• Dataset excerpts:
** BEGIN **

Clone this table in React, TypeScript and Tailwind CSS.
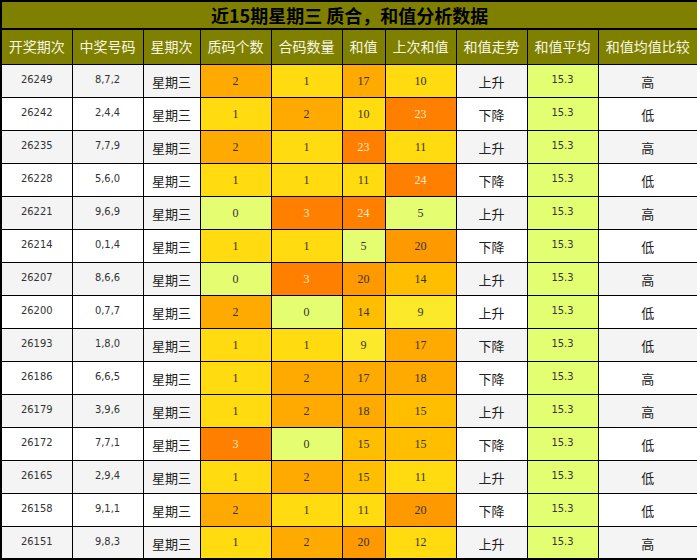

** END **
** BEGIN **

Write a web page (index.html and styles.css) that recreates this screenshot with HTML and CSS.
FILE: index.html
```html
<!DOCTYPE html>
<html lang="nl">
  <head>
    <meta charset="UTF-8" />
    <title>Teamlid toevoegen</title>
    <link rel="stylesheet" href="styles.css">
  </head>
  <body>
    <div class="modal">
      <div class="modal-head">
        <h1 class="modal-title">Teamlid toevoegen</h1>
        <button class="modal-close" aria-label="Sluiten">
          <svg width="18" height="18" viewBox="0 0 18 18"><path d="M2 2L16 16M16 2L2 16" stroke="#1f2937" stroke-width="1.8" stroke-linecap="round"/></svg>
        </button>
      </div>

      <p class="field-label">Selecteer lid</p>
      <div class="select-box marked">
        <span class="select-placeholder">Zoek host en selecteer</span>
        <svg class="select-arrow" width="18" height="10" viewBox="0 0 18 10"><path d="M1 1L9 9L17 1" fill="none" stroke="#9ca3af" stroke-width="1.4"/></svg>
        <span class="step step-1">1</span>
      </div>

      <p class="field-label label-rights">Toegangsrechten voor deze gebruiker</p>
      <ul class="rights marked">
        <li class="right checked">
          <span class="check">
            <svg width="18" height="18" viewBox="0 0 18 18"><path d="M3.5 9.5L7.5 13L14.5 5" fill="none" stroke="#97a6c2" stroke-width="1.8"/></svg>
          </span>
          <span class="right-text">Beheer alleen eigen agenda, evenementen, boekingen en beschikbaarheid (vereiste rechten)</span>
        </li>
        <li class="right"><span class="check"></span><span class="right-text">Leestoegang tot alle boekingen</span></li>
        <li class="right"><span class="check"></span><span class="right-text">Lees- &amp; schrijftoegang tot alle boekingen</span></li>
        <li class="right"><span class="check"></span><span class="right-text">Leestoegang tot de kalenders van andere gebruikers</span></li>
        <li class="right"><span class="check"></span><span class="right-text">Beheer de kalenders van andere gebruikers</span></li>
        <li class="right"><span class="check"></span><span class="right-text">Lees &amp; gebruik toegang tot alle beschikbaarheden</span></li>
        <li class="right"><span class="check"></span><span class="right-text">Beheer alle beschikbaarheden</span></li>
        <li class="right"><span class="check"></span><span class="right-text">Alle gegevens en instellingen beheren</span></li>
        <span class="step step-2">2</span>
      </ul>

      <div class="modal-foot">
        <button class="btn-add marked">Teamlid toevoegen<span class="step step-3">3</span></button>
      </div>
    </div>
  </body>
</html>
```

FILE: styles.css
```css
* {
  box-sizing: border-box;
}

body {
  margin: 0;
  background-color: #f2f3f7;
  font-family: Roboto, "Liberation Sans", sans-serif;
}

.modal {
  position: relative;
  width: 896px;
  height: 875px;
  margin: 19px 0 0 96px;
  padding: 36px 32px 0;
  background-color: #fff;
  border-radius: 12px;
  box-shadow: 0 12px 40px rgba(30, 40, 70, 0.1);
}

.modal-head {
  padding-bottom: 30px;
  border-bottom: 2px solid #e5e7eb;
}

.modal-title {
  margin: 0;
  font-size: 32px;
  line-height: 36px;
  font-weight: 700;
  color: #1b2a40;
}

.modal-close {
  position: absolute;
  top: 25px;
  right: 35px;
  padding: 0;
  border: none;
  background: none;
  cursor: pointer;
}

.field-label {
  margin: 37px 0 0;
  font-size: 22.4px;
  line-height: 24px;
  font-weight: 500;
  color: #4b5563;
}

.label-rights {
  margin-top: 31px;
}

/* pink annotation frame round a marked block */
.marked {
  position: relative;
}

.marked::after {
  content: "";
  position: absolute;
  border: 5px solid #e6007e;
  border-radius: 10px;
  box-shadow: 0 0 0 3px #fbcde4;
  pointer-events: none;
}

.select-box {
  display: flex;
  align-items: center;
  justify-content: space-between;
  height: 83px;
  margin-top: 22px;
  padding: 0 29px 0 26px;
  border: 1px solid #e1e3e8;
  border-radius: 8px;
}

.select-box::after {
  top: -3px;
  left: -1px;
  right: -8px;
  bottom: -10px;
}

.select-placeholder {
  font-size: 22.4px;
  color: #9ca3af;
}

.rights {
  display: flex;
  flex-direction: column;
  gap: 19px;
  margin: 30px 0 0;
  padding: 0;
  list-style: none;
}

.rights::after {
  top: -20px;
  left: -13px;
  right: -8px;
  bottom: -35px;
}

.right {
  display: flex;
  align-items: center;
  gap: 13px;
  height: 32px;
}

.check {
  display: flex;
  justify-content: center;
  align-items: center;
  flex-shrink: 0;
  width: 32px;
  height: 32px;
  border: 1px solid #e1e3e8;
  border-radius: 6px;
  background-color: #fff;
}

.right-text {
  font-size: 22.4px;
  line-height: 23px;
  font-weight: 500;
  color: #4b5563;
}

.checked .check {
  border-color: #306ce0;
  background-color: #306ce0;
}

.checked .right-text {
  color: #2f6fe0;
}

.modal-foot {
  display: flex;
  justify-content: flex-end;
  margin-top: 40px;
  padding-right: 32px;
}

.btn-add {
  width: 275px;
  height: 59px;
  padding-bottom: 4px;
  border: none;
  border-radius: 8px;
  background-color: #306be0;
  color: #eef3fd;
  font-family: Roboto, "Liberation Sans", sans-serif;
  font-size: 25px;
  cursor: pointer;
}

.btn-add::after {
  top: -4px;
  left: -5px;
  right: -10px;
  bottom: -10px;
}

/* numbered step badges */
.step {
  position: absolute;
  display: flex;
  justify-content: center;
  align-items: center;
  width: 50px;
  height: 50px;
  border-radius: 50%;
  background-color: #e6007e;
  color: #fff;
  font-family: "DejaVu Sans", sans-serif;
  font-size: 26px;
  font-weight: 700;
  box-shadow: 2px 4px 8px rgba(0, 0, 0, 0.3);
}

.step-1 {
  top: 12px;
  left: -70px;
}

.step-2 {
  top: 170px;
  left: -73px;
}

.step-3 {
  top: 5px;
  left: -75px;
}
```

** END **
** BEGIN **

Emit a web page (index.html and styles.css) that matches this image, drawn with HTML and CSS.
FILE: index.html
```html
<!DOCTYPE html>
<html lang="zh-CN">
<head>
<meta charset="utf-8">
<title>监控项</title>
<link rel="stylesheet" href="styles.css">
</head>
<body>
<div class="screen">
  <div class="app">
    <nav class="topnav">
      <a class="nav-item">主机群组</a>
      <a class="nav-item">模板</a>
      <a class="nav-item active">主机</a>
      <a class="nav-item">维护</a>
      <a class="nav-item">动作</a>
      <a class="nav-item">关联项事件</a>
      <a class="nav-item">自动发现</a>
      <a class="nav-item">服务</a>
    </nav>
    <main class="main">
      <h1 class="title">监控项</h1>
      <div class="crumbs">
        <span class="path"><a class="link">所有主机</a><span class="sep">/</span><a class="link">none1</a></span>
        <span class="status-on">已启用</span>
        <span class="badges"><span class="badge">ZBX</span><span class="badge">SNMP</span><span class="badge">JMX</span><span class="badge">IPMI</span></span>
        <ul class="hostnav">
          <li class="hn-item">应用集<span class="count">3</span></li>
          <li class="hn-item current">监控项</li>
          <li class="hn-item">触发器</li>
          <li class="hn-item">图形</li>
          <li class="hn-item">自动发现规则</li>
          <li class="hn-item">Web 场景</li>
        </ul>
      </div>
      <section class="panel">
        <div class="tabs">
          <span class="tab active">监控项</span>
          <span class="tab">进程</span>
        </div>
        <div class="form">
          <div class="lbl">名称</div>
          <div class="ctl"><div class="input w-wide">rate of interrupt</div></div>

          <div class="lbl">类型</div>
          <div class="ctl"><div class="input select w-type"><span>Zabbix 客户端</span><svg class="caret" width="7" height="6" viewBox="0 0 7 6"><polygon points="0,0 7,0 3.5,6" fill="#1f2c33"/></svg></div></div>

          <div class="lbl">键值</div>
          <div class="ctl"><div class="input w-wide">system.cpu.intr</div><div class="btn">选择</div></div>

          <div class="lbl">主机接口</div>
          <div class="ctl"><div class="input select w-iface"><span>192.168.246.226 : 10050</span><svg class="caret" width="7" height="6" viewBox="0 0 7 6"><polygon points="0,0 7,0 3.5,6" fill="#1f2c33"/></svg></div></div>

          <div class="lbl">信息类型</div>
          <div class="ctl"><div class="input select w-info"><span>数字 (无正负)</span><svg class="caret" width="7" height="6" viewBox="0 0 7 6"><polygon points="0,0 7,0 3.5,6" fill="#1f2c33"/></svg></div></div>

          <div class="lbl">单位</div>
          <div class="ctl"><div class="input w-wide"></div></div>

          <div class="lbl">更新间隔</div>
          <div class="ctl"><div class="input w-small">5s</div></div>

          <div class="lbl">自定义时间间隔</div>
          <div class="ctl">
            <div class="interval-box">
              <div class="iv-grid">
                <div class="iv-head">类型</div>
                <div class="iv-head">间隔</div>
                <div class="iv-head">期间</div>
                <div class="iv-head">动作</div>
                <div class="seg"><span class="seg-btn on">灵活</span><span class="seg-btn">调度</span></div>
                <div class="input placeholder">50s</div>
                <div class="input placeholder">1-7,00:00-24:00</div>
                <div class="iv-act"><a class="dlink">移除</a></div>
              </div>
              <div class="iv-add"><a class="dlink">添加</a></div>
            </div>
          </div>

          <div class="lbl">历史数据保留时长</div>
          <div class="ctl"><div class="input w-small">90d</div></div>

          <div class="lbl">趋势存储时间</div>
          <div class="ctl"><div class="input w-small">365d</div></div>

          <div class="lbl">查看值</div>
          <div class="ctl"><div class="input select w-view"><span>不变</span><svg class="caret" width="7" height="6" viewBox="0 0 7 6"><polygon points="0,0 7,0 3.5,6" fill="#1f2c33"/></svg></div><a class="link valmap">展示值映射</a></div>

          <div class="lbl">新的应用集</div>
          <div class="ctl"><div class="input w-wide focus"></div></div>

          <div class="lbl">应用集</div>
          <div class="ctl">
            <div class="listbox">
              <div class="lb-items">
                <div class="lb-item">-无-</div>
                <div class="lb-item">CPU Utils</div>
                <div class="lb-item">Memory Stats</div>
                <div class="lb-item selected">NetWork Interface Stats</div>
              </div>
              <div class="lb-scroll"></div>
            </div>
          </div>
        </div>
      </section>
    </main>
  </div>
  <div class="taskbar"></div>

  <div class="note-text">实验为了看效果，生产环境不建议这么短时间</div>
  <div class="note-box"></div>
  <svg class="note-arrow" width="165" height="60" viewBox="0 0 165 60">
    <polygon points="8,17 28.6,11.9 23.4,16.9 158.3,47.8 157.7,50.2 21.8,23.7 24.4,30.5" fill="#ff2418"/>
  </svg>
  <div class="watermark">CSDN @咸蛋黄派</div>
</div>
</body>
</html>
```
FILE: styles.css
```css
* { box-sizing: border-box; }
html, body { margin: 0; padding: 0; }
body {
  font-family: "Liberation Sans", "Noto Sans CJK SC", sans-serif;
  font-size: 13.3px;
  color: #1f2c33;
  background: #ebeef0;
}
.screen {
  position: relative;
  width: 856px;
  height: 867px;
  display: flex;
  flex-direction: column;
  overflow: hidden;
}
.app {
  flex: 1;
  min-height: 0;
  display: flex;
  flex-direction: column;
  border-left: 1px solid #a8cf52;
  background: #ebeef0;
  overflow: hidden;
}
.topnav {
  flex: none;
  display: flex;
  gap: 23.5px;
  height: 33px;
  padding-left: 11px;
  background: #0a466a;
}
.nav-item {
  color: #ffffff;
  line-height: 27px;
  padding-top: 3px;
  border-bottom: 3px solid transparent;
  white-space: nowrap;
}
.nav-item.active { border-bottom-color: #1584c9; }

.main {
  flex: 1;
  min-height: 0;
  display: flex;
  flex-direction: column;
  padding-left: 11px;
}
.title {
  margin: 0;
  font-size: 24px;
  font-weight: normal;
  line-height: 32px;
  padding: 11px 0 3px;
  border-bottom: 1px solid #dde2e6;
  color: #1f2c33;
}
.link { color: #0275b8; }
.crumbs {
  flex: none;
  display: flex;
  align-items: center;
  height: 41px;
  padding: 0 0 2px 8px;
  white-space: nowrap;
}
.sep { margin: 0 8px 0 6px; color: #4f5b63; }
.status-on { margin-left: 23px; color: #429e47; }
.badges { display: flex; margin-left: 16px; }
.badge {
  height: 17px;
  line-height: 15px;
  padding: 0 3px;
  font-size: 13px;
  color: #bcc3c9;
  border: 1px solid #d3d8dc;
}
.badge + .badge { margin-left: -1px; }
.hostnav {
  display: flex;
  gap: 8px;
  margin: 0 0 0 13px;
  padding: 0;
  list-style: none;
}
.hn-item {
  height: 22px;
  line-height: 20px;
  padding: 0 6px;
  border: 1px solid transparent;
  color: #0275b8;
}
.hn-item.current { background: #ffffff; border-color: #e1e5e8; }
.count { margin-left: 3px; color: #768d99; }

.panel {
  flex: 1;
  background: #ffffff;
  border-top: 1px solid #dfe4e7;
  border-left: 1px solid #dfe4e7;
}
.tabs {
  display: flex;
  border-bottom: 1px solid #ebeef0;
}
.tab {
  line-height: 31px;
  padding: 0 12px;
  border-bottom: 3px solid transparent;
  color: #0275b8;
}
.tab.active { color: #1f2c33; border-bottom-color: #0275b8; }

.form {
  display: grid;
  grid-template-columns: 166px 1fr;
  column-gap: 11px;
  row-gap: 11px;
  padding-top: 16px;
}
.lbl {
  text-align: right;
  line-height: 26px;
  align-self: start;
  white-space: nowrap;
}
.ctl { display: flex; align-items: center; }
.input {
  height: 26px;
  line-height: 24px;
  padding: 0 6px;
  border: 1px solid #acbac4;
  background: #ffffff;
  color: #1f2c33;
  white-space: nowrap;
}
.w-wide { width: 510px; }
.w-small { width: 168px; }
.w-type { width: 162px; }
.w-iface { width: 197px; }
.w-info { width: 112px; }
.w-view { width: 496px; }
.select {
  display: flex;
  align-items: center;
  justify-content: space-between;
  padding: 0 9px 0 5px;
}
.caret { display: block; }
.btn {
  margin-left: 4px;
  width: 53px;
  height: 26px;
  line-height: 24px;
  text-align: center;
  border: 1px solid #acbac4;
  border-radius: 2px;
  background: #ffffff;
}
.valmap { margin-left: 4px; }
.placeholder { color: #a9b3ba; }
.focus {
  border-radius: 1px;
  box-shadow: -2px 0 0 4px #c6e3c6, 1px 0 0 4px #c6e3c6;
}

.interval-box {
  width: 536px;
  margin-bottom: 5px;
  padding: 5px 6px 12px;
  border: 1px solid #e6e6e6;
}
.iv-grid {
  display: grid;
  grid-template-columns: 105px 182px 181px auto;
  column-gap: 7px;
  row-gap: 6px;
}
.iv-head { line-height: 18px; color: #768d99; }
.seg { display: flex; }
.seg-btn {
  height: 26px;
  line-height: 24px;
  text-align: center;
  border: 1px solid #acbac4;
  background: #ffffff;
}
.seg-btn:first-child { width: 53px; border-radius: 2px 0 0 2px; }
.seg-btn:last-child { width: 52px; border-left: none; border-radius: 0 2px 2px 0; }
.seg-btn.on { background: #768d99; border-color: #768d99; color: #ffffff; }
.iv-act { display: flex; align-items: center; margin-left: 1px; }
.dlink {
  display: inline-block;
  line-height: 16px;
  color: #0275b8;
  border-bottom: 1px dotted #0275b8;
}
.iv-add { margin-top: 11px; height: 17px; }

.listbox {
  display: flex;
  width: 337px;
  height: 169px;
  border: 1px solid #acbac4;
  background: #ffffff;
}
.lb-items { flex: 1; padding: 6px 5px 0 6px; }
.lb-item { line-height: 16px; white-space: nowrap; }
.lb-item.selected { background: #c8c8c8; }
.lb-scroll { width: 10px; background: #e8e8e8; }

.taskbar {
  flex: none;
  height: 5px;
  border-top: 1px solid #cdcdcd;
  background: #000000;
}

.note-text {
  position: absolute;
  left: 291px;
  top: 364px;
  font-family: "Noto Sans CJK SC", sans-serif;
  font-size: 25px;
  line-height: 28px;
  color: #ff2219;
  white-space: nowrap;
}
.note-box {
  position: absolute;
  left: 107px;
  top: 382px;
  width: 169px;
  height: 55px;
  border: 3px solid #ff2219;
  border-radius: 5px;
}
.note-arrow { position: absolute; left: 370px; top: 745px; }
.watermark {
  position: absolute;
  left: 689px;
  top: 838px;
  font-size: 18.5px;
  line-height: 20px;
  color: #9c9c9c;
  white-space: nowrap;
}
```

** END **

• Task details: Show all lines above holding "page".

• Full solution:
Write a web page (index.html and styles.css) that recreates this screenshot with HTML and CSS.
Emit a web page (index.html and styles.css) that matches this image, drawn with HTML and CSS.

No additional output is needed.